Одним словом, волнения тела могут быть приятными, а вовсе не нежелательными. А то, вокруг чего строилась во все века человеческая культура (не только христианская, но и ветхозаветная, и даже эллинская), отныне упраздняется.
Ещё Сенека определял добродетель как силу, способную управлять животными страстями тела по аналогии с быком, которого надо не бояться и побеждать.
В самом деле, в символике корриды бык — огромный клубок яростной животности, концентрация грубой силы, переходящей все границы, которую необходимо укротить и возвратить к должному порядку. Тореро — эти искусные бойцы корриды — представляют здесь человеческий дух. Эта аналогия позволит Ницше иронизировать над Сенекой, которого он назовёт тореадором.

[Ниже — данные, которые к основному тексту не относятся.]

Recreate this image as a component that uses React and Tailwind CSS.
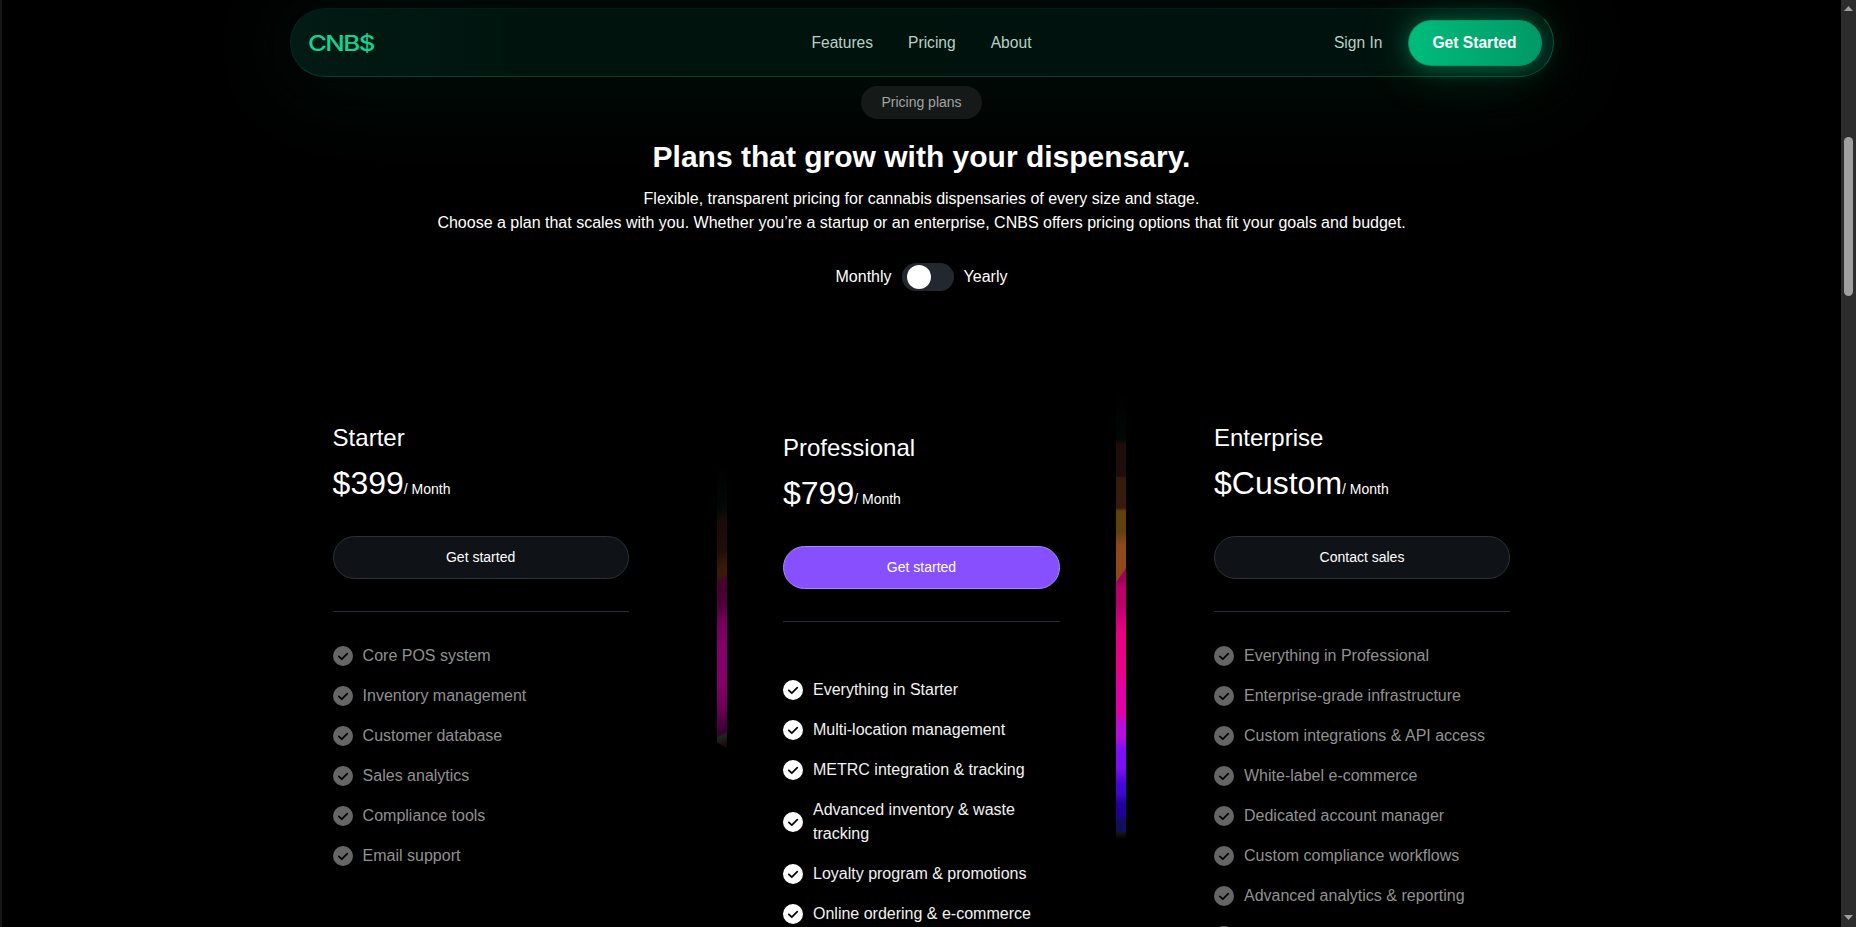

На самом деле воля к самоконтролю против волнений тела всюду присутствует в греческой мысли — от пифагорейцев до Сократа. Даже для эпикурейцев и циников похвала удовольствию неотделима от властвования над собой, от сопротивления «тирании физической страсти, берущей за горло». Следует, между прочим, заметить, что небывалые массовые убийства, совершаемые красными кхмерами, объясняются презрением к телу в культуре кхмеров.

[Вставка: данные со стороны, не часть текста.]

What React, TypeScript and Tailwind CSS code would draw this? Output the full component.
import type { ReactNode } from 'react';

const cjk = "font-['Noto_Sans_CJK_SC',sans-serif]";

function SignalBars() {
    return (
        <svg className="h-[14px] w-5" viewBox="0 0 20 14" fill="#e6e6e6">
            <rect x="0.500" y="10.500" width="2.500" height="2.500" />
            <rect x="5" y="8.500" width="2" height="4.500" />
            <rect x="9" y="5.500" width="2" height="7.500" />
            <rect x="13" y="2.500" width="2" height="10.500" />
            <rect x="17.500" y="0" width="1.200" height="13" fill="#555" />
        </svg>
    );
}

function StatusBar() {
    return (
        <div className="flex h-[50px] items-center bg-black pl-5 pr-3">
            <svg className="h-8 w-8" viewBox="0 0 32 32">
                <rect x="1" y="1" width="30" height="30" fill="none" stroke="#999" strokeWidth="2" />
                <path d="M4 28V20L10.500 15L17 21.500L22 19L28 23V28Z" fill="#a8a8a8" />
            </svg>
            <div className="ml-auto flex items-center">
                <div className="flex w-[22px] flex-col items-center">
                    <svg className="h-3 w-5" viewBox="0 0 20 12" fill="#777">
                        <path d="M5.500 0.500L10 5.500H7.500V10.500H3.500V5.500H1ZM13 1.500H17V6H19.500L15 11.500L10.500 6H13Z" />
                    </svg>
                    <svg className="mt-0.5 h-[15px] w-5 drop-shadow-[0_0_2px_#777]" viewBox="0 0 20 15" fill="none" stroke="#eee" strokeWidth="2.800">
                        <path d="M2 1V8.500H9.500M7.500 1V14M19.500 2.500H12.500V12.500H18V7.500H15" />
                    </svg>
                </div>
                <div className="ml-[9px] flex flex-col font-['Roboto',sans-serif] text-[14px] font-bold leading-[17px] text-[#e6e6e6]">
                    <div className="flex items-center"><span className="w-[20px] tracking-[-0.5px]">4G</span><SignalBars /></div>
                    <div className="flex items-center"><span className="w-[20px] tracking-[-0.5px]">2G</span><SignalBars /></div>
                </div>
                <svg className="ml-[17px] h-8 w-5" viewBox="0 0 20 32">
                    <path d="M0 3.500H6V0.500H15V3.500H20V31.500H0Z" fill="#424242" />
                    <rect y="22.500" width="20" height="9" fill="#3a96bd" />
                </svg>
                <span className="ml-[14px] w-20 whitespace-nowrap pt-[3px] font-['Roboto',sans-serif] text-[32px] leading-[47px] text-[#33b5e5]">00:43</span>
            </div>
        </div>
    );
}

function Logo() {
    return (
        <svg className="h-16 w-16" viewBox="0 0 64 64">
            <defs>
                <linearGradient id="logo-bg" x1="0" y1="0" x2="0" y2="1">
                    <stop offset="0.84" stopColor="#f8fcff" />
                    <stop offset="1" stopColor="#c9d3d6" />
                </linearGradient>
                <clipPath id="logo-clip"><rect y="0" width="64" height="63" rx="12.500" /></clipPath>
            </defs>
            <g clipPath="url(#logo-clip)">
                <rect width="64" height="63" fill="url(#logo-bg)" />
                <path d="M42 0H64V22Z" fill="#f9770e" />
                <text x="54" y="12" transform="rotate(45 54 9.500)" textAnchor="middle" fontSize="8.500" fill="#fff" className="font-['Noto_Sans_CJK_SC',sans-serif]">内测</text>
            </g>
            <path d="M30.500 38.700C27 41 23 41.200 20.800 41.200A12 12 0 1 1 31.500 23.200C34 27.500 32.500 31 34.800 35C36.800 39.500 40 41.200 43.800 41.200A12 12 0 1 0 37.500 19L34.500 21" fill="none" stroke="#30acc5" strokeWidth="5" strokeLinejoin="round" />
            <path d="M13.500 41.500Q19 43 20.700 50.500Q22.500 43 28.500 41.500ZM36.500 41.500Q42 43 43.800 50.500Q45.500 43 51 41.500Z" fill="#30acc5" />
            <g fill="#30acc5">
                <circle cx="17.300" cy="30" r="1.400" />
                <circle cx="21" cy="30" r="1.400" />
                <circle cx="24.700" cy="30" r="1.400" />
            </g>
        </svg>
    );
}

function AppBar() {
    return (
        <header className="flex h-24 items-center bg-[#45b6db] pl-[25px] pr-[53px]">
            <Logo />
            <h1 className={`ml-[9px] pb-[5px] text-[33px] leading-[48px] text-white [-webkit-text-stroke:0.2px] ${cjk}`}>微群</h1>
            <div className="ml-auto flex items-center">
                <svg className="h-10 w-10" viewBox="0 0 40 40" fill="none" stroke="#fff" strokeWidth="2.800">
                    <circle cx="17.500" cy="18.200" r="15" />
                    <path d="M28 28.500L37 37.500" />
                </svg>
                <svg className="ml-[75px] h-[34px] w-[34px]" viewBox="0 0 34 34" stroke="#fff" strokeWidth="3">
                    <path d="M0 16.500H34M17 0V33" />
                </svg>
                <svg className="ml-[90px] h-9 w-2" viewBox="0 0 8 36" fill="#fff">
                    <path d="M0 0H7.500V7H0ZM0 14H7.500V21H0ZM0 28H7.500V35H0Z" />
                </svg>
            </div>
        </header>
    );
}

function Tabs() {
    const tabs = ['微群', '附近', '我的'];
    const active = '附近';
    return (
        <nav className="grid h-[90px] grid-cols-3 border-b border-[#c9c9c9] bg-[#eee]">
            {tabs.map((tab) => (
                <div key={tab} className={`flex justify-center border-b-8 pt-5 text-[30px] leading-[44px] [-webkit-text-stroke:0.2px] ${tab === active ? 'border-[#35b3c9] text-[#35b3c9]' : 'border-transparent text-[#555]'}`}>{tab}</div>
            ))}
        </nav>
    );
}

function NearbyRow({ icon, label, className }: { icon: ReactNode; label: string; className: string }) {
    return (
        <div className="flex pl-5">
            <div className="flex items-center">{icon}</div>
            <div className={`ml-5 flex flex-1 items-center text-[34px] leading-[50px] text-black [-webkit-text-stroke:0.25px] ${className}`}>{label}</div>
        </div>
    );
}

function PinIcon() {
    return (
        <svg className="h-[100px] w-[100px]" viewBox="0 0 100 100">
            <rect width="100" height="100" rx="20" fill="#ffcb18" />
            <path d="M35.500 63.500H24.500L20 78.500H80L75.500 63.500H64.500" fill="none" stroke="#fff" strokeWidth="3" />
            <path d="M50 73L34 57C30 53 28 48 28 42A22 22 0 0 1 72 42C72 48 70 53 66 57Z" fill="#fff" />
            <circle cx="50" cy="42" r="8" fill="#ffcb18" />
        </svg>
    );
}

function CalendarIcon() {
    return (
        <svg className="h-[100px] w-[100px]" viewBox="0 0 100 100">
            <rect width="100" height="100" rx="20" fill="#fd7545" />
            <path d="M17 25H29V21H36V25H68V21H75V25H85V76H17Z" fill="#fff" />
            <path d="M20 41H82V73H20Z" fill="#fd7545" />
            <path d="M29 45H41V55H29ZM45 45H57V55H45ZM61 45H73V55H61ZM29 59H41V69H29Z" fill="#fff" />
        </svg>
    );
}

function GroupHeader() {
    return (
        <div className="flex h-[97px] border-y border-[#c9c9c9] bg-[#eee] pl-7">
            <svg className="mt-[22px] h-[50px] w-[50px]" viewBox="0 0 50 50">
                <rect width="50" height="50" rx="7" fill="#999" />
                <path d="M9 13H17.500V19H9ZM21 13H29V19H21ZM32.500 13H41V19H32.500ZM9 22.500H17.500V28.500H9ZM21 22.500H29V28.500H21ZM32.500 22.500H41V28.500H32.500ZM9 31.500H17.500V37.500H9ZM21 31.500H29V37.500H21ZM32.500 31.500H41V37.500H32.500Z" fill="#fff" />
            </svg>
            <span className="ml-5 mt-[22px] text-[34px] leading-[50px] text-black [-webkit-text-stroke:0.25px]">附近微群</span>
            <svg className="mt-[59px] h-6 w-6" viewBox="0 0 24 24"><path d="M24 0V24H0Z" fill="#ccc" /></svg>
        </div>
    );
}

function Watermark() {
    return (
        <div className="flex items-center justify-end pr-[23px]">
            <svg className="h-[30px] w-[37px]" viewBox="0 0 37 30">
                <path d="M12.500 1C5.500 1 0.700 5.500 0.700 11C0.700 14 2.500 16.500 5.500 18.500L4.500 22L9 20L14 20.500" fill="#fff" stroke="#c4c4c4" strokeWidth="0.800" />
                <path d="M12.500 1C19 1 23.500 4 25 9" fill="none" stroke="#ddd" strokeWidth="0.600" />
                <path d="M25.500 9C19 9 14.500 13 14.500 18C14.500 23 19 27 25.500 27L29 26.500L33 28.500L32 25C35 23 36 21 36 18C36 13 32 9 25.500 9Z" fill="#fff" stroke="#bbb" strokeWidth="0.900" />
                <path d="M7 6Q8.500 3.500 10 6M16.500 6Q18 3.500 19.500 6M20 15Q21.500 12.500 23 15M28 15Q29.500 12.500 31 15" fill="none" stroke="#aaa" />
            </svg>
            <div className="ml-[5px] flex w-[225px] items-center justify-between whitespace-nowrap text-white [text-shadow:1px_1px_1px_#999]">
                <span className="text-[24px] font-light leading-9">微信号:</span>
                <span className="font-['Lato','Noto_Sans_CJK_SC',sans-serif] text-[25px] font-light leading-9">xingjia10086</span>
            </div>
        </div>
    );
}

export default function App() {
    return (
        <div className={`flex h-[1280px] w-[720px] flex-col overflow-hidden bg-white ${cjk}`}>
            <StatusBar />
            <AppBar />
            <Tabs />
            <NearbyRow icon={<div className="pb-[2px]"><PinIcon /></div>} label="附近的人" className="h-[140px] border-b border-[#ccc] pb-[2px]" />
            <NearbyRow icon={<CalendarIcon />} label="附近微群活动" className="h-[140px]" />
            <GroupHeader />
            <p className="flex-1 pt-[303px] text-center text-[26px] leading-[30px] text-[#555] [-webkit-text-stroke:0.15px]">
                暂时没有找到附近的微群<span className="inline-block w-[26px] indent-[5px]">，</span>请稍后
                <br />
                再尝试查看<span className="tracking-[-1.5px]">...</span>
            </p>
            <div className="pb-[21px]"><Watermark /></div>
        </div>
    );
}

Похоть — восстание тела против духа. Святой Григорий Нисский (IV век) писал: «Грех — доказательство, что разум потерял контроль над страстями, и дух — господство над материей». Точно также святитель Амвросий Медиоланский (IV век) видел «знак Адамова греха в нас — похоть», это восстание плоти против духа, против разума, против воли. Ещё апостол Павел говорил, что внутренний человек (дух) находится в постоянной борьбе против внешнего (плоти).
На каком бы уровне ни был человек в этом мире, он не может удовлетвориться своим духовным состоянием. Надо изменить жизнь, надо изменить всё. Но всё изменить — не значит всё уничтожить. А всё спасти. Мы не должны возвращаться к выбору между сакрализацией тела или отвержением его. Мир стоит перед новой опасностью, которую можно определить в двух словах — «развоплощение» и утрата реальности. Мы — люди, в определённом смысле, «антиприродные существа», благодаря нашей способности отказа, в отличие от животных, которые говорят всегда «да». Человек — существо, способное сказать «нет». В основе человеческого — власть быть независимым по отношению к собственной физической природе.
С другой стороны, наша сущность не может быть сведена к духовному, к чистому духу, к сознанию, свободному от биологического. Величие человеческого существования заключается именно в этом напряжении между тем и другим, между телом и духом. Эту сложную связь необходимо осмыслить. Тело — личность, как и душа — личность. Слово стало плотию, Христос стал телом.
Наши тела — это мы сами, и в то же время это не мы. Мы не есть наше тело, однако это наше тело. Есть что-то поразительное в нас по отношению к нашему телу: это тело — наше тело, и в то же время мы превосходим себя нашим телом, или точнее, наша душа облекает это тело, содержит, держит его, и в момент смерти, когда душа отделяется от тела, тела уже нет. Есть только тело, которое начинает распадаться. Наше тело дано нам, чтобы мы могли умереть и воскреснуть с ним.